FOREIGN INVESTMENT IN REAL ESTATE PROPERTY TAX ACT (FIRPTA)
When a non-resident sells US property, the Internal Revenue Service wants to be sure they get paid capital gains taxes. Accordingly, the Purchaser generally is required to withhold 15% of the gross purchase price of the property. (Some states, such as New York, may also impose an estate tax.) When a US tax return is submitted reporting the capital gains tax, if there is any refund due, that money will be refunded to the filer.

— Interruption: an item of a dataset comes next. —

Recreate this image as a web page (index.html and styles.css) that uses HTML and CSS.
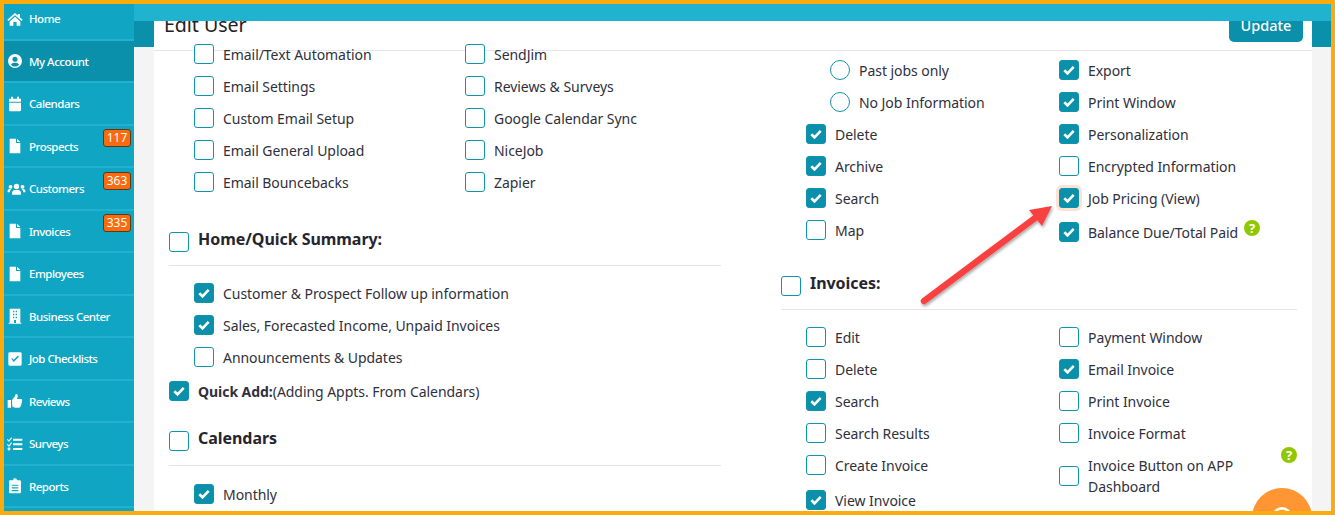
FILE: index.html
```html
<!DOCTYPE html>
<html lang="en">
<head>
    <meta charset="UTF-8">
    <meta name="viewport" content="width=device-width, initial-scale=1.0">
    <title>Edit User</title>
    <link rel="stylesheet" href="styles.css">
</head>
<body>
<div class="frame">
    <nav class="sidebar">
        <a class="nav-item"><svg class="nav-icon" viewBox="0 0 24 24"><path d="M12 3 .5 13.2l1.6 1.8L12 6.4 21.9 15l1.6-1.8-4-3.5V4.5h-3.2v2.4z"/><path d="M4 15.8V22h5.6v-5.6h4.8V22H20v-6.2l-8-7z"/></svg>Home</a>
        <a class="nav-item active"><svg class="nav-icon" viewBox="0 0 24 24"><path fill-rule="evenodd" d="M12 1.5a10.5 10.5 0 1 1 0 21 10.5 10.5 0 0 1 0-21zm0 4a3.8 3.8 0 1 0 0 7.600 3.800 3.800 0 0 0 0-7.600zm0 9.200c-2.800 0-5 1-6 2.800 1.400 1.700 3.600 2.800 6 2.800s4.600-1.100 6-2.800c-1-1.800-3.200-2.800-6-2.800z"/></svg>My Account</a>
        <a class="nav-item"><svg class="nav-icon" viewBox="0 0 24 24"><path d="M6 1h3v3h6V1h3v3h3v4.500H3V4h3zM3 10h18v11a2 2 0 0 1-2 2H5a2 2 0 0 1-2-2z"/></svg>Calendars</a>
        <a class="nav-item"><svg class="nav-icon" viewBox="0 0 24 24"><path d="M4 1h9.500v6.500H20V23H4zM15 1l5 5h-5z"/></svg>Prospects<span class="badge">117</span></a>
        <a class="nav-item"><svg class="nav-icon wide" viewBox="0 0 30 24"><circle cx="15" cy="8" r="4.200"/><circle cx="5.500" cy="8.500" r="3"/><circle cx="24.500" cy="8.500" r="3"/><path d="M8 21v-3.500c0-2.500 2.500-4 4-4h6c1.500 0 4 1.500 4 4V21zM1 17v-2c0-1.500 1-3 3-3h3c-1.500 1-2.500 3-2.500 5zM29 17v-2c0-1.500-1-3-3-3h-3c1.500 1 2.500 3 2.500 5z"/></svg>Customers<span class="badge">363</span></a>
        <a class="nav-item"><svg class="nav-icon" viewBox="0 0 24 24"><path d="M4 1h9.500v6.500H20V23H4zM15 1l5 5h-5z"/></svg>Invoices<span class="badge">335</span></a>
        <a class="nav-item"><svg class="nav-icon" viewBox="0 0 24 24"><path d="M4 1h9.500v6.500H20V23H4zM15 1l5 5h-5z"/></svg>Employees</a>
        <a class="nav-item"><svg class="nav-icon" viewBox="0 0 24 24"><path fill-rule="evenodd" d="M4 1h16v21h1.500v1.500h-19V22H4zm5 3v2.500h2V4zm4 0v2.500h2V4zM9 8.500V11h2V8.500zm4 0V11h2V8.500zM9 13v2.500h2V13zm4 0v2.500h2V13zm-2.500 5v4.500h3V18z"/></svg>Business Center</a>
        <a class="nav-item"><svg class="nav-icon" viewBox="0 0 24 24"><path fill-rule="evenodd" d="M4 2h16a2 2 0 0 1 2 2v16a2 2 0 0 1-2 2H4a2 2 0 0 1-2-2V4a2 2 0 0 1 2-2zm14 6.500-1.600-1.600-6.400 6.300-2.700-2.700L6.700 12l3.300 4.400z"/></svg>Job Checklists</a>
        <a class="nav-item"><svg class="nav-icon" viewBox="0 0 24 24"><path d="M1 10.500h5V22H1zM7.500 10.500 12 5c.5-1 .5-2.500 1-3.500 2.500-.5 3.500 1.500 3 4L15 9h6c2 0 2.500 2.500 1 3.500.8 1.200.5 2.500-.5 3.200.5 1.300 0 2.500-1 3 .3 1.800-.8 3.300-2.500 3.300h-4c-2 0-4-1-6-1.500z"/></svg>Reviews</a>
        <a class="nav-item"><svg class="nav-icon" viewBox="0 0 24 24"><path d="M9 4h14v3H9zM9 11h14v3H9zM9 18h14v3H9z"/><path d="M1 4.500 3 6.500 6.500 2 7.500 3 3 9 0 5.500zM1 12l2 2 3.500-4.500 1 1L3 16.500 0 13z"/><circle cx="3" cy="19.500" r="2.200"/></svg>Surveys</a>
        <a class="nav-item"><svg class="nav-icon" viewBox="0 0 24 24"><path fill-rule="evenodd" d="M9 3.500a3 3 0 0 1 6 0h4a2 2 0 0 1 2 2V21a2 2 0 0 1-2 2H5a2 2 0 0 1-2-2V5.500a2 2 0 0 1 2-2zM7 10v1.800h10V10zm0 4v1.800h10V14zm0 4v1.800h10V18z"/></svg>Reports</a>
    </nav>

    <main class="content">
        <div class="topbar"></div>
        <div class="band">
            <section class="card">
                <header class="card-head">
                    <h1>Edit User</h1>
                    <button class="update-btn">Update</button>
                </header>
                <div class="card-body">
                    <div class="panel panel-left">
                        <div class="opts">
                            <div class="opt-col">
                                <label class="opt"><input type="checkbox">Email/Text Automation</label>
                                <label class="opt"><input type="checkbox">Email Settings</label>
                                <label class="opt"><input type="checkbox">Custom Email Setup</label>
                                <label class="opt"><input type="checkbox">Email General Upload</label>
                                <label class="opt"><input type="checkbox">Email Bouncebacks</label>
                            </div>
                            <div class="opt-col">
                                <label class="opt"><input type="checkbox">SendJim</label>
                                <label class="opt"><input type="checkbox">Reviews &amp; Surveys</label>
                                <label class="opt"><input type="checkbox">Google Calendar Sync</label>
                                <label class="opt"><input type="checkbox">NiceJob</label>
                                <label class="opt"><input type="checkbox">Zapier</label>
                            </div>
                        </div>
                        <label class="section-title home-title"><input type="checkbox">Home/Quick Summary:</label>
                        <hr class="rule home-rule">
                        <div class="opts single">
                            <label class="opt"><input type="checkbox" checked>Customer &amp; Prospect Follow up information</label>
                            <label class="opt"><input type="checkbox" checked>Sales, Forecasted Income, Unpaid Invoices</label>
                            <label class="opt"><input type="checkbox">Announcements &amp; Updates</label>
                        </div>
                        <label class="opt quick-add"><input type="checkbox" checked><b>Quick Add:</b>(Adding Appts. From Calendars)</label>
                        <label class="section-title calendars-title"><input type="checkbox">Calendars</label>
                        <hr class="rule calendars-rule">
                        <div class="opts single">
                            <label class="opt"><input type="checkbox" checked>Monthly</label>
                        </div>
                    </div>

                    <div class="panel panel-right">
                        <div class="opts">
                            <div class="opt-col">
                                <label class="opt radio-opt"><input type="radio" name="jobs">Past jobs only</label>
                                <label class="opt radio-opt"><input type="radio" name="jobs">No Job Information</label>
                                <label class="opt"><input type="checkbox" checked>Delete</label>
                                <label class="opt"><input type="checkbox" checked>Archive</label>
                                <label class="opt"><input type="checkbox" checked>Search</label>
                                <label class="opt"><input type="checkbox">Map</label>
                            </div>
                            <div class="opt-col">
                                <label class="opt"><input type="checkbox" checked>Export</label>
                                <label class="opt"><input type="checkbox" checked>Print Window</label>
                                <label class="opt"><input type="checkbox" checked>Personalization</label>
                                <label class="opt"><input type="checkbox">Encrypted Information</label>
                                <label class="opt"><input class="focused" type="checkbox" checked>Job Pricing (View)</label>
                                <label class="opt balance"><input type="checkbox" checked>Balance Due/Total Paid<span class="help">?</span></label>
                            </div>
                        </div>
                        <label class="section-title invoices-title"><input type="checkbox">Invoices:</label>
                        <hr class="rule invoices-rule">
                        <div class="opts">
                            <div class="opt-col">
                                <label class="opt"><input type="checkbox">Edit</label>
                                <label class="opt"><input type="checkbox">Delete</label>
                                <label class="opt"><input type="checkbox" checked>Search</label>
                                <label class="opt"><input type="checkbox">Search Results</label>
                                <label class="opt"><input type="checkbox">Create Invoice</label>
                                <label class="opt view-invoice"><input type="checkbox" checked>View Invoice</label>
                            </div>
                            <div class="opt-col">
                                <label class="opt"><input type="checkbox">Payment Window</label>
                                <label class="opt"><input type="checkbox" checked>Email Invoice</label>
                                <label class="opt"><input type="checkbox">Print Invoice</label>
                                <label class="opt"><input type="checkbox">Invoice Format</label>
                                <label class="opt two-line"><input type="checkbox"><span class="wrap-text">Invoice Button on APP Dashboard</span><span class="help">?</span></label>
                            </div>
                        </div>
                    </div>
                </div>
            </section>
        </div>
    </main>

    <!-- annotation arrow from the screenshot -->
    <svg class="arrow" viewBox="0 0 145 125">
        <defs>
            <filter id="arrowShadow" x="-10%" y="-10%" width="125%" height="125%">
                <feDropShadow dx="1" dy="2" stdDeviation="1.500" flood-color="#000" flood-opacity=".35"/>
            </filter>
        </defs>
        <g filter="url(#arrowShadow)">
            <path d="M11 111 122 28" stroke="#f9403f" stroke-width="6.500" stroke-linecap="round" fill="none"/>
            <path d="M139 16 129 36 116 20z" fill="#f9403f"/>
        </g>
    </svg>

    <div class="chat-btn">
        <svg viewBox="0 0 30 30" width="26" height="26"><circle cx="15" cy="15" r="10" fill="none" stroke="#fff" stroke-width="3"/></svg>
    </div>
</div>
</body>
</html>
```

FILE: styles.css
```css
* {
    box-sizing: border-box;
}
html, body {
    margin: 0;
    height: 100%;
    overflow: hidden;
}
body {
    font-family: "Noto Sans", Arial, sans-serif;
    font-size: 14px;
    letter-spacing: -0.05px;
    color: #30303c;
}
.frame {
    position: relative;
    display: flex;
    width: 1335px;
    height: 515px;
    border: 4px solid #fbab0c;
    overflow: hidden;
}

/* left nav */
.sidebar {
    flex: 0 0 130px;
    background-color: #10a6c3;
    overflow: hidden;
}
.nav-item {
    position: relative;
    display: flex;
    align-items: center;
    height: 42.5px;
    padding-left: 3px;
    border-bottom: 2px solid #20b2ce;
    color: #fff;
    font-size: 11.500px;
    font-weight: 500;
    letter-spacing: -0.5px;
    white-space: nowrap;
}
.nav-item:first-child {
    margin-top: -5.75px;
}
.nav-item.active {
    background-color: #0a90aa;
}
.nav-icon {
    flex: 0 0 auto;
    width: 16px;
    height: 16px;
    margin-right: 6px;
    fill: #fff;
}
.nav-icon.wide {
    width: 19px;
    margin-right: 3px;
}
.badge {
    position: absolute;
    top: 3.5px;
    right: 3px;
    width: 28px;
    height: 18px;
    border: 1px solid #5a3a1a;
    border-radius: 3px;
    background-color: #f96b0e;
    font-size: 12px;
    font-weight: 400;
    line-height: 16px;
    letter-spacing: 0;
    text-align: center;
}

/* main area */
.content {
    flex: 1;
    display: flex;
    flex-direction: column;
    min-width: 0;
}
.topbar {
    position: relative;
    z-index: 1;
    flex: 0 0 17px;
    background-color: #1fb3d0;
}
.band {
    flex: 1;
    min-height: 0;
    padding: 0 19px 0 20px;
    background: linear-gradient(#0a90aa 26px, #f4f4f4 26px);
}
.card {
    height: 100%;
    background-color: #fff;
    overflow: hidden;
}
.card-head {
    display: flex;
    justify-content: space-between;
    height: 30px;
    padding: 0 9px 0 10px;
    border-bottom: 1px solid #e4e4f2;
    overflow: hidden;
}
.card-head h1 {
    margin: -14px 0 0;
    font-size: 19.600px;
    font-weight: 400;
    line-height: 36px;
    color: #222;
}
.update-btn {
    width: 74px;
    height: 34px;
    margin-top: -13px;
    border: none;
    border-radius: 5px;
    background-color: #0a90aa;
    color: #fff;
    font-family: inherit;
    font-size: 14.500px;
    font-weight: 500;
}
.card-body {
    display: grid;
    grid-template-columns: 552px 516px;
    column-gap: 60px;
    padding-left: 15px;
}
.panel-left {
    margin-top: -13px;
}
.panel-right {
    padding-top: 3px;
}

/* option rows */
.opts {
    display: grid;
    padding-left: 25px;
}
.panel-left .opts {
    grid-template-columns: 271px 1fr;
}
.panel-right .opts {
    grid-template-columns: 253px 1fr;
}
.opts.single {
    display: block;
}
.opt-col {
    display: flex;
    flex-direction: column;
    min-width: 0;
}
.opt {
    display: flex;
    align-items: center;
    height: 32px;
    white-space: nowrap;
}
input[type="checkbox"], input[type="radio"] {
    appearance: none;
    flex: 0 0 20px;
    width: 20px;
    height: 20px;
    margin: 0 9px 0 0;
    border: 1px solid #0f94ae;
    border-radius: 3px;
    background: #fff center / 14px 14px no-repeat;
}
input[type="radio"] {
    border-radius: 50%;
}
input[type="checkbox"]:checked {
    background-color: #0a90aa;
    background-image: url("data:image/svg+xml,%3Csvg xmlns='http://www.w3.org/2000/svg' viewBox='0 0 14 14'%3E%3Cpath d='M2.300 7.200 5.500 10.300 11.700 3.900' fill='none' stroke='%23fff' stroke-width='2.600'/%3E%3C/svg%3E");
}
input.focused {
    box-shadow: 0 0 0 3px #fbe3d3;
}
.radio-opt {
    padding-left: 24px;
}
.balance {
    margin-top: 2px;
}
.view-invoice {
    margin-top: 3px;
}
.two-line {
    height: 54px;
    white-space: normal;
    line-height: 21.500px;
}
.wrap-text {
    width: 160px;
}
.help {
    flex: 0 0 auto;
    align-self: flex-start;
    width: 16px;
    height: 16px;
    border-radius: 50%;
    background-color: #8fc800;
    color: #fff;
    font-size: 13px;
    font-weight: 700;
    line-height: 16px;
    text-align: center;
}
.balance .help {
    margin: 4px 0 0 6px;
}
.two-line .help {
    margin: -2px 0 0 34px;
}

/* section headings */
.section-title {
    display: flex;
    align-items: center;
    height: 32px;
    font-size: 16px;
    font-weight: 700;
    color: #25252f;
}
.section-title input {
    margin-top: 5px;
}
.rule {
    height: 1px;
    margin: 0 0 12px;
    border: none;
    background-color: #e4e4ee;
}
.home-title {
    margin-top: 25px;
}
.home-rule {
    margin: 10px 0 11px;
}
.calendars-title {
    margin-top: 15px;
}
.calendars-rule {
    margin-top: 11px;
}
.invoices-title {
    margin-top: 19px;
}
.invoices-rule {
    margin: 10px 0 11px;
}
.quick-add {
    margin-top: 2px;
}
.quick-add b {
    font-weight: 700;
}

/* things lying over the page */
.arrow {
    position: absolute;
    left: 909px;
    top: 186px;
    width: 145px;
    height: 125px;
}
.chat-btn {
    position: absolute;
    left: 1248px;
    top: 484px;
    display: flex;
    justify-content: center;
    padding-top: 16px;
    width: 60px;
    height: 60px;
    border-radius: 50%;
    background-color: #ff9533;
}
```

FOREIGN BUYERS MUST PLAN TO AVOID THE U.S. ESTATE TAX
When a Foreign Buyer dies, his or her estate will be taxed by the US government at close to 40%. In addition, states such as New York may impose an estate tax. One structure to address US federal estate tax issues involves forming a Limited Liability Company (LLC) and a Foreign Corporation. The LLC would own the property, the Foreign Corporation would own the LLC, and the buyer would hold shares of stock in the Foreign Corporation. Under this scenario, since the property is “owned” by the Foreign Corporation, the US government would receive nothing upon the death of the Foreign Buyer. This is a great tax savings from the US estate tax for Foreign Buyers and is not very expensive to implement. This structure also allows for the transfer of the property from one party to another by the selling of shares of the corporation (without US federal income tax) rather than the sale of the property, which would generally trigger a taxable event. However, a buyer may prefer to buy the property rather than the shares. It is advisable for any owner of investment real estate (foreign or US) to create at least an LLC to hold the property, since using this structure limits the owner’s liability to the value of the LLC, which would strategically own only that particular property and, therefore, the owner’s liability would be limited to the net value of the property. Taking this one step further, using a Foreign Corporation to own the LLC would provide protection to the Foreign Buyer against the estate tax. If a Foreign Buyer does not want to maintain the LLC and the Foreign Corporation (perhaps because the investment is small), an alternative approach would be to obtain life insurance in the amount of equity in the property. For example, a 38-year-old man in good health would pay $1,300 per year for a 10-year term life insurance policy paying a death benefit of $1,000,000. While the Foreign Buyer would not avoid the estate tax, his or her heirs would receive the same amount in the case of death.
The foregoing tax points are general tips. As noted above, prospective buyers should be sure to seek tax advice from experienced US and home country tax professionals.